Global sea level is currently rising about 4 millimeters (0.16 inch) per year. Calculations of future changes include some amount of land motion to estimate effects on coastal communities—an average rate applied uniformly around the globe. That rate describes local motion quite well for most of the world, but it can be inaccurate in places where land moves quickly.

That’s the case in American Samoa and nearby island nations, where a pair of strong earthquakes and tsunamis struck in 2009. As the crust rebounds, the surface is sinking.

Researchers sought to demonstrate how that land subsidence changes American Samoa’s future under different greenhouse gas emissions scenarios.
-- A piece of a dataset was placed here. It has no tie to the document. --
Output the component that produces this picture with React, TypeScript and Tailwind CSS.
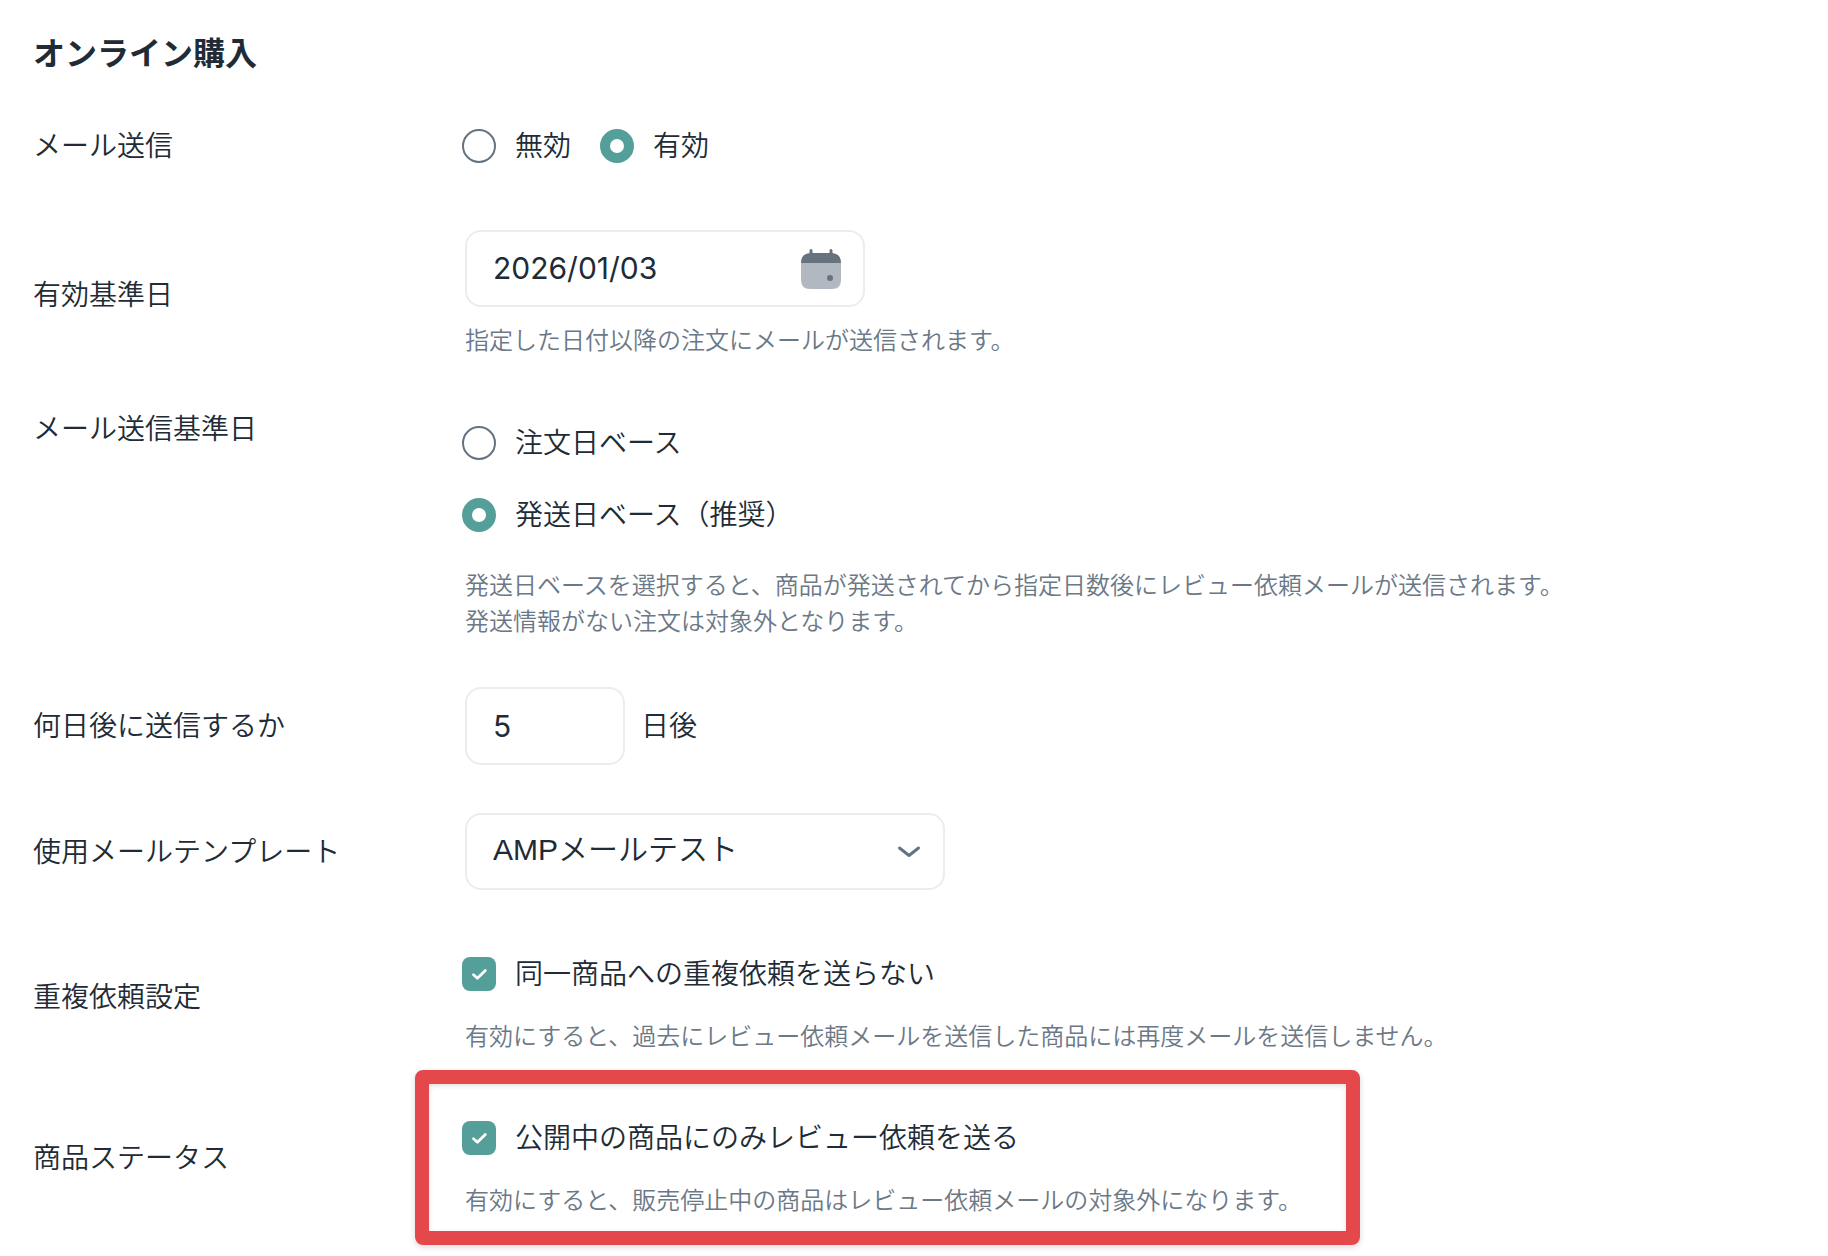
import { useState, type ReactNode } from 'react'

function Row({ label, htmlFor, className, children }: { label: string; htmlFor?: string; className?: string; children: ReactNode }) {
  return (
    <div className={`flex ${className ?? 'items-center'}`}>
      <div className="w-[432px] shrink-0">
        {htmlFor ? <label htmlFor={htmlFor}>{label}</label> : <span>{label}</span>}
      </div>
      <div className="min-w-0 flex-1">{children}</div>
    </div>
  )
}

type RadioProps = { name: string; label: string; checked: boolean; onChange: () => void }

function Radio({ name, label, checked, onChange }: RadioProps) {
  return (
    <label className="flex items-center gap-[19px]">
      <input
        type="radio"
        name={name}
        checked={checked}
        onChange={onChange}
        className="size-[34px] shrink-0 appearance-none rounded-full border-2 border-[#637381] bg-white checked:border-[10px] checked:border-[#549f99]"
      />
      {label}
    </label>
  )
}

function Checkbox({ label, defaultChecked }: { label: string; defaultChecked?: boolean }) {
  return (
    <label className="flex items-center gap-[19px]">
      <span className="grid size-[34px] shrink-0">
        <input
          type="checkbox"
          defaultChecked={defaultChecked}
          className="peer col-start-1 row-start-1 size-[34px] appearance-none rounded-lg border-2 border-[#637381] checked:border-0 checked:bg-[#549f99]"
        />
        <svg viewBox="0 0 34 34" fill="none" className="pointer-events-none invisible col-start-1 row-start-1 size-[34px] peer-checked:visible">
          <path d="M11.5 17.8 L15.4 21.3 L23.3 13.5" stroke="white" strokeWidth="2.8" strokeLinecap="round" strokeLinejoin="round" />
        </svg>
      </span>
      {label}
    </label>
  )
}

function Hint({ children }: { children: ReactNode }) {
  return <p className="text-2xl leading-9 text-[#6b7886]">{children}</p>
}

function CalendarIcon() {
  return (
    <svg viewBox="0 0 42 42" className="size-[42px]" aria-hidden="true">
      <path d="M1 15h40v17q0 9-9 9H10q-9 0-9-9z" fill="#b2b8bf" />
      <path d="M9.5 5V2.5a1.5 1.5 0 0 1 3 0V5h17V2.5a1.5 1.5 0 0 1 3 0V5.1Q41 6 41 15H1Q1 6 9.5 5.1z" fill="#66737f" />
      <circle cx="30" cy="30" r="3" fill="#66737f" />
    </svg>
  )
}

const fieldCls = 'rounded-2xl border-2 border-[#ebeded] bg-white text-[30px] text-[#212b36] outline-none'

export default function App() {
  const [mail, setMail] = useState('on')
  const [base, setBase] = useState('ship')
  const [date, setDate] = useState('2026/01/03')
  const [days, setDays] = useState('5')

  return (
    <main className="min-h-screen bg-white px-[33px] pt-[33px] pb-3 font-['Inter','Noto_Sans_CJK_JP',sans-serif] text-[28px] leading-[42px] font-[350] text-[#212b36]">
      <h1 className="text-[32px] leading-[42px] font-bold">オンライン購入</h1>

      <Row label="メール送信" className="mt-[50px] items-center">
        <div className="-ml-[3px] flex gap-[29px]">
          <Radio name="mail" label="無効" checked={mail === 'off'} onChange={() => setMail('off')} />
          <Radio name="mail" label="有効" checked={mail === 'on'} onChange={() => setMail('on')} />
        </div>
      </Row>

      <Row label="有効基準日" htmlFor="base-date" className="mt-[63px] items-center">
        <div className={`flex h-[77px] w-[400px] items-center pr-[21px] pl-[26px] ${fieldCls}`}>
          <input
            id="base-date"
            type="text"
            value={date}
            onChange={(e) => setDate(e.target.value)}
            className="min-w-0 flex-1 pb-0.5 font-normal outline-none"
          />
          <button type="button" aria-label="カレンダーを開く">
            <CalendarIcon />
          </button>
        </div>
        <div className="mt-4">
          <Hint>指定した日付以降の注文にメールが送信されます。</Hint>
        </div>
      </Row>

      <Row label="メール送信基準日" className="mt-[49px] items-start">
        <div className="mt-[14px] -ml-[3px] flex flex-col gap-[30px]">
          <Radio name="base" label="注文日ベース" checked={base === 'order'} onChange={() => setBase('order')} />
          <Radio name="base" label="発送日ベース（推奨）" checked={base === 'ship'} onChange={() => setBase('ship')} />
        </div>
        <div className="mt-[32px]">
          <Hint>
            発送日ベースを選択すると、商品が発送されてから指定日数後にレビュー依頼メールが送信されます。
            <br />
            発送情報がない注文は対象外となります。
          </Hint>
        </div>
      </Row>

      <Row label="何日後に送信するか" htmlFor="days" className="mt-[47px] items-center">
        <div className="flex items-center gap-4">
          <input
            id="days"
            type="text"
            inputMode="numeric"
            value={days}
            onChange={(e) => setDays(e.target.value)}
            className={`h-[78px] w-[160px] px-[26px] font-normal ${fieldCls}`}
          />
          <label htmlFor="days">日後</label>
        </div>
      </Row>

      <Row label="使用メールテンプレート" htmlFor="template" className="mt-[48px] items-center">
        <div className="grid w-[480px] items-center">
          <select
            id="template"
            className={`col-start-1 row-start-1 h-[77px] w-full appearance-none px-[26px] pb-1 font-['Liberation_Sans','Noto_Sans_CJK_JP',sans-serif] font-[350] ${fieldCls}`}
          >
            <option>AMPメールテスト</option>
          </select>
          <svg viewBox="0 0 24 14" fill="none" className="pointer-events-none col-start-1 row-start-1 mr-6 h-[14px] w-6 justify-self-end" aria-hidden="true">
            <path d="M2.5 3 L12 10.5 L21.5 3" stroke="#637381" strokeWidth="3" strokeLinecap="round" strokeLinejoin="round" />
          </svg>
        </div>
      </Row>

      <Row label="重複依頼設定" className="mt-[49px] items-center">
        <div className="-ml-[3px] pt-[14px]">
          <Checkbox label="同一商品への重複依頼を送らない" defaultChecked />
        </div>
        <div className="mt-6">
          <Hint>有効にすると、過去にレビュー依頼メールを送信した商品には再度メールを送信しません。</Hint>
        </div>
      </Row>

      <Row label="商品ステータス" className="mt-[15px] items-center">
        <div className="-ml-[50px] w-[945px] rounded-lg border-[14px] border-[#e5484b] pt-[33px] pr-4 pb-3 pl-[36px] shadow-[0_2px_6px_rgba(0,0,0,0.15),inset_0_2px_5px_rgba(0,0,0,0.12)]">
          <div className="-ml-[3px]">
            <Checkbox label="公開中の商品にのみレビュー依頼を送る" defaultChecked />
          </div>
          <div className="mt-6">
            <Hint>有効にすると、販売停止中の商品はレビュー依頼メールの対象外になります。</Hint>
          </div>
        </div>
      </Row>
    </main>
  )
}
They gathered decades of tide gauge data from instruments deployed on the islands of Tutuila and Aunuʻu, the Manuʻa Islands and Rose Atoll.

Those data revealed that the islands experience about 16 millimeters per year of sea level rise.

They then gathered measurements of land subsidence using GPS, Global Navigation Satellite System (GNSS), lidar, and geodesy data to understand how quickly land is sinking.

Prior surveys had calculated subsidence rates for Tutuila and its close neighbor Aunuʻu, but satellite imagery of the Manuʻa Islands was unavailable, explained Kelley Anderson Tagarino, the University of Hawai‘i Sea Grant extension agent based at American Samoa Community College in Mapusaga. New tide gauges and GPS ground control points have since been installed in the Ofu, Ta‘ū, and Aunuʻu harbors and in eastern Tutuila’s ʻAuʻasi harbor.

“We can start getting real data there instead of just assumed rates of sea level or subsidence that are all derived from Tutuila-based benchmarks,” Tagarino said. “This has really been helpful for folks to understand that our subsidence is variable,” even across Tutuila.

The team found that 84% of the sea level rise experienced since the tsunami is due to sinking land. Because of that, high-emissions climate change projections underestimate by 50% the 2030 sea level rise. The projections also underestimate by 45% the area that will be affected by flooding. Baizeau presented these results at the American Geophysical Union’s (AGU) Ocean Sciences Meeting 2024.

To help residents learn more about the risk of flooding and how it could affect local infrastructure, the researchers and community leaders co-created an interactive sea level rise viewer for American Samoa. The tool allows users to see an area’s future flood risk under different emissions scenarios and also explore vertical land motion. Users can zoom in far enough to see individual houses, land holdings, agricultural areas, wetlands, and infrastructure, a critical feature for a territory that usually fits within a few pixels on lower-resolution maps.

“The community can plan within their family, extended family, village, or even larger, like a county or even district … however they see fit,” Tagarino said.